**WRITTEN EXERCISE**.
Which lines hold the word "this"? Copy each of them from the material.

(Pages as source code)
==============================
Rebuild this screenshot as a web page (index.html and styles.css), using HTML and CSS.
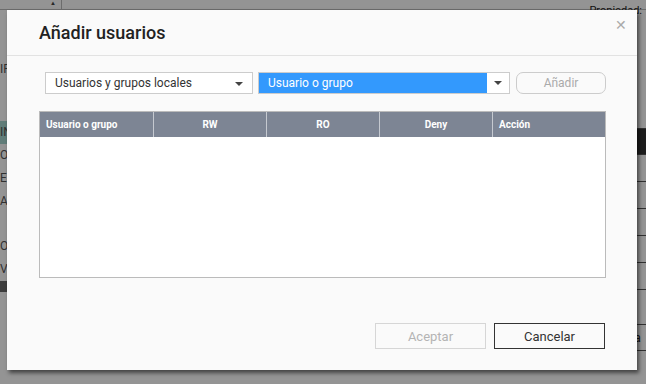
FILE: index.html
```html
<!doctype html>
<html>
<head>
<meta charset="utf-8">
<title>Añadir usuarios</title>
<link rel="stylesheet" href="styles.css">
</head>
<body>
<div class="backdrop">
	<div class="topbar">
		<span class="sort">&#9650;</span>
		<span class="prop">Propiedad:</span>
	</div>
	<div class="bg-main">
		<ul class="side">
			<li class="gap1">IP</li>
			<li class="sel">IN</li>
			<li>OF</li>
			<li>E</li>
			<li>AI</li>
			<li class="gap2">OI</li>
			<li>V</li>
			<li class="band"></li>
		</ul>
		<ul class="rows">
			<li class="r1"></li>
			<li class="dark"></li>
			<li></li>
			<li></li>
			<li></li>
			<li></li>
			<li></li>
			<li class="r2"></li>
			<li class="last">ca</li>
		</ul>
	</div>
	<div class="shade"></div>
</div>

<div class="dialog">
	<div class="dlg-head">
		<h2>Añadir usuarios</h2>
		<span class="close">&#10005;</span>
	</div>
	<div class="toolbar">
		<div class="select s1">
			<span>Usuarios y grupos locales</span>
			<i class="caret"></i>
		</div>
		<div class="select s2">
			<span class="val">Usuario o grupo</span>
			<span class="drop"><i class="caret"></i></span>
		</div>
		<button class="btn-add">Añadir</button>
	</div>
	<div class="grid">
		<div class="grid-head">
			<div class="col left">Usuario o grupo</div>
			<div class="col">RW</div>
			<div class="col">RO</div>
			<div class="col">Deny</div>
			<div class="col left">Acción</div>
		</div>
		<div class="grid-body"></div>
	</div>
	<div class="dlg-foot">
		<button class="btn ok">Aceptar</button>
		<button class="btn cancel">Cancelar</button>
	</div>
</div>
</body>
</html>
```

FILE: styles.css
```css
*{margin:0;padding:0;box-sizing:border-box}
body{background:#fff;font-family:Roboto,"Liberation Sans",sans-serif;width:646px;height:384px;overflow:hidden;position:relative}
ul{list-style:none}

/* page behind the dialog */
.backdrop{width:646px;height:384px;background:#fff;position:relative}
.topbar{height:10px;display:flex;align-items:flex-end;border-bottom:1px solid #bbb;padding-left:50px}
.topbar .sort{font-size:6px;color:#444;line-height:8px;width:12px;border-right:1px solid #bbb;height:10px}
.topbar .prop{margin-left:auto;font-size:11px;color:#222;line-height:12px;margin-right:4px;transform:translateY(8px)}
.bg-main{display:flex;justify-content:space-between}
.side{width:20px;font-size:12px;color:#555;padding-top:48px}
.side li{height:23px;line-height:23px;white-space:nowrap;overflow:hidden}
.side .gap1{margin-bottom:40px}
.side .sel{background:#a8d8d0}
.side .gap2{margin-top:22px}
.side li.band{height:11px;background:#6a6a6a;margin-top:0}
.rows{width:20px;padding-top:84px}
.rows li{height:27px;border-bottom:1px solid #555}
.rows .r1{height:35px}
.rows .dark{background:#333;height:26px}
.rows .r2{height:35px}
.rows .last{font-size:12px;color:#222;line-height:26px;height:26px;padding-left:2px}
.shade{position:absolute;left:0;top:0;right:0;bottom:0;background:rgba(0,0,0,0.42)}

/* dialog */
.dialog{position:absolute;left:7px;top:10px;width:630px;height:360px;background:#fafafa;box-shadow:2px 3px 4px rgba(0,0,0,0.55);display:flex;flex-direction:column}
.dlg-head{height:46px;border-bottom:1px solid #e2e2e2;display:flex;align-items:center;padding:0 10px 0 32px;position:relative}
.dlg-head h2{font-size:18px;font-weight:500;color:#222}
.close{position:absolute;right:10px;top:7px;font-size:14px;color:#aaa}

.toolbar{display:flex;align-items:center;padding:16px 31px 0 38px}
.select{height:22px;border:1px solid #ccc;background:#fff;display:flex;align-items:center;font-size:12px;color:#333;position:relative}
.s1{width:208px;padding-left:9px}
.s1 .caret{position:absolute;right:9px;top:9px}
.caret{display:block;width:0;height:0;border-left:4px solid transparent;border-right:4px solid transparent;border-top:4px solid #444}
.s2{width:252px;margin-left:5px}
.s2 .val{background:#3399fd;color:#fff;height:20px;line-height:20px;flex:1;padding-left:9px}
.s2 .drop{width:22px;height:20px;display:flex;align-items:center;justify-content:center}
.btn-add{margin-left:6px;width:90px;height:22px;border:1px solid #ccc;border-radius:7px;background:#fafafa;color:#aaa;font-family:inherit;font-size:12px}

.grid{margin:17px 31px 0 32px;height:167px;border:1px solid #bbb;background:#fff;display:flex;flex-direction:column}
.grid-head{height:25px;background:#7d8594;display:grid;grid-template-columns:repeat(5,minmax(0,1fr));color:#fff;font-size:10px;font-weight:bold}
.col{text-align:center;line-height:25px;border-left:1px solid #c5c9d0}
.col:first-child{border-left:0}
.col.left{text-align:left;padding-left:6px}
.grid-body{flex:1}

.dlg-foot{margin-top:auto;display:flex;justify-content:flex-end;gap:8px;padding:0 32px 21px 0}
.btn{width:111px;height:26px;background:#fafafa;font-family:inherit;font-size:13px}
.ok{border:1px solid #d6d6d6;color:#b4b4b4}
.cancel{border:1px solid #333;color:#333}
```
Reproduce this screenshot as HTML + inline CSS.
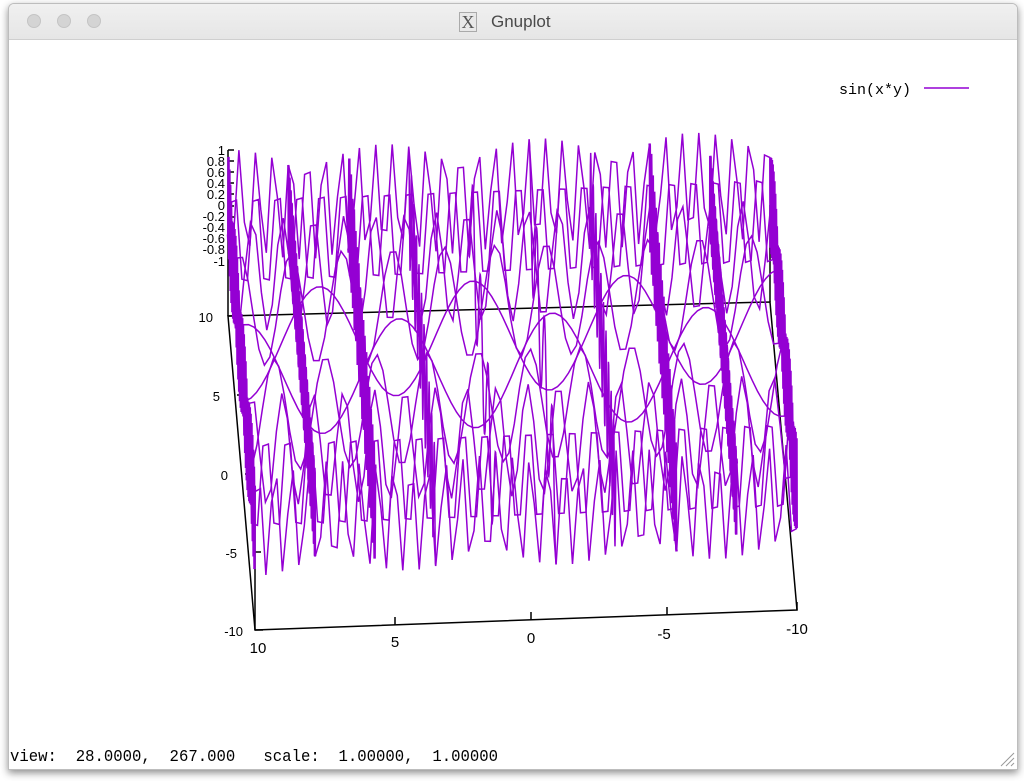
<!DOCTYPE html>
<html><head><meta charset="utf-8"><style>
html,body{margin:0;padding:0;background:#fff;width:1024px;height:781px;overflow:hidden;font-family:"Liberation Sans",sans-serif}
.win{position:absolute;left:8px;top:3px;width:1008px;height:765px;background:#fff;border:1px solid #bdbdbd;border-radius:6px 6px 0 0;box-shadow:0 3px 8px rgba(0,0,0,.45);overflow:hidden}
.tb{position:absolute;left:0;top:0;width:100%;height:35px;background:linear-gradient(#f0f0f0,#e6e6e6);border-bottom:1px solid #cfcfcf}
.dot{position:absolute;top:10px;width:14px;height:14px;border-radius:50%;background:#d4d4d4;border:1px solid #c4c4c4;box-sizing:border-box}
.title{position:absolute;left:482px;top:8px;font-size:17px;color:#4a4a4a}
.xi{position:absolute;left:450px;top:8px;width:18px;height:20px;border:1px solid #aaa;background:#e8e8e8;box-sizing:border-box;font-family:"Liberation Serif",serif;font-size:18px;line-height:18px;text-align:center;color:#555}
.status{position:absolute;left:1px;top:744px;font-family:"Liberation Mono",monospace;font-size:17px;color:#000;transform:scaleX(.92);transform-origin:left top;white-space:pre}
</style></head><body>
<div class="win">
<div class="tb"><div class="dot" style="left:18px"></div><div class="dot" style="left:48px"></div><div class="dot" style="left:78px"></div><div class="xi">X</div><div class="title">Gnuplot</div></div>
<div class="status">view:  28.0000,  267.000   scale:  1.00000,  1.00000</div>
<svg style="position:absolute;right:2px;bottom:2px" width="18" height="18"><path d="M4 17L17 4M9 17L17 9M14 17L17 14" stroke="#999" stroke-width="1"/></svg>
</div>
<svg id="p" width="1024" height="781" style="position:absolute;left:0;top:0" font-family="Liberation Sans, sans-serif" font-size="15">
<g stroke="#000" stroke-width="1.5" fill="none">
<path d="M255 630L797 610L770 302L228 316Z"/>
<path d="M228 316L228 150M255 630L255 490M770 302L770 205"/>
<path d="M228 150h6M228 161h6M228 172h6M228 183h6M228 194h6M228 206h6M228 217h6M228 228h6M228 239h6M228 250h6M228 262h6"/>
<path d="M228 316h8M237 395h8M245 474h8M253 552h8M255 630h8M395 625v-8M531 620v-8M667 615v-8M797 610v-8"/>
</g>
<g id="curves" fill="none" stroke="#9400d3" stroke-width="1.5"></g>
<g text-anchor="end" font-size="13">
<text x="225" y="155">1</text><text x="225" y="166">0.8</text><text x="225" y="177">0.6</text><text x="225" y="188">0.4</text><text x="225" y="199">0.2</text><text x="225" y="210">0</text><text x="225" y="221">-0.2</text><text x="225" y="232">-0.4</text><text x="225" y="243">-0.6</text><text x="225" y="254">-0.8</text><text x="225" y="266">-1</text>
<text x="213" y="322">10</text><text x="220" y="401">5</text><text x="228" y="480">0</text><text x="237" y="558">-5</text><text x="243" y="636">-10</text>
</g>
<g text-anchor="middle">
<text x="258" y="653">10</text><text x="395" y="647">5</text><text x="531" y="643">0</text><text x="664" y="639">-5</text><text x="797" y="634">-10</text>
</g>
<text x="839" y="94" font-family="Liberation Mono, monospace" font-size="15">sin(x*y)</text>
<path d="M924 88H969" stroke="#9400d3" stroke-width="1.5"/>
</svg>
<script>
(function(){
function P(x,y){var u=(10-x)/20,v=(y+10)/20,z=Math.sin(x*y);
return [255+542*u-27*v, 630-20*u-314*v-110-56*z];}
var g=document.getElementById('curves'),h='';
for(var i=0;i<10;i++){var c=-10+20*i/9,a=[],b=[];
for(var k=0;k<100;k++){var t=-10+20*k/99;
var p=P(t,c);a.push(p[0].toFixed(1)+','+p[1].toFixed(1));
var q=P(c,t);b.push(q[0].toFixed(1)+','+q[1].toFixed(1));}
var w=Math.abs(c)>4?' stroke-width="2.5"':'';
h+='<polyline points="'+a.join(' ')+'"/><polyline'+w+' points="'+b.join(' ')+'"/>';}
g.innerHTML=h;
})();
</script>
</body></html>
==============================
**RESULT OF THE TASK**.
Rebuild this screenshot as a web page (index.html and styles.css), using HTML and CSS.
Reproduce this screenshot as HTML + inline CSS.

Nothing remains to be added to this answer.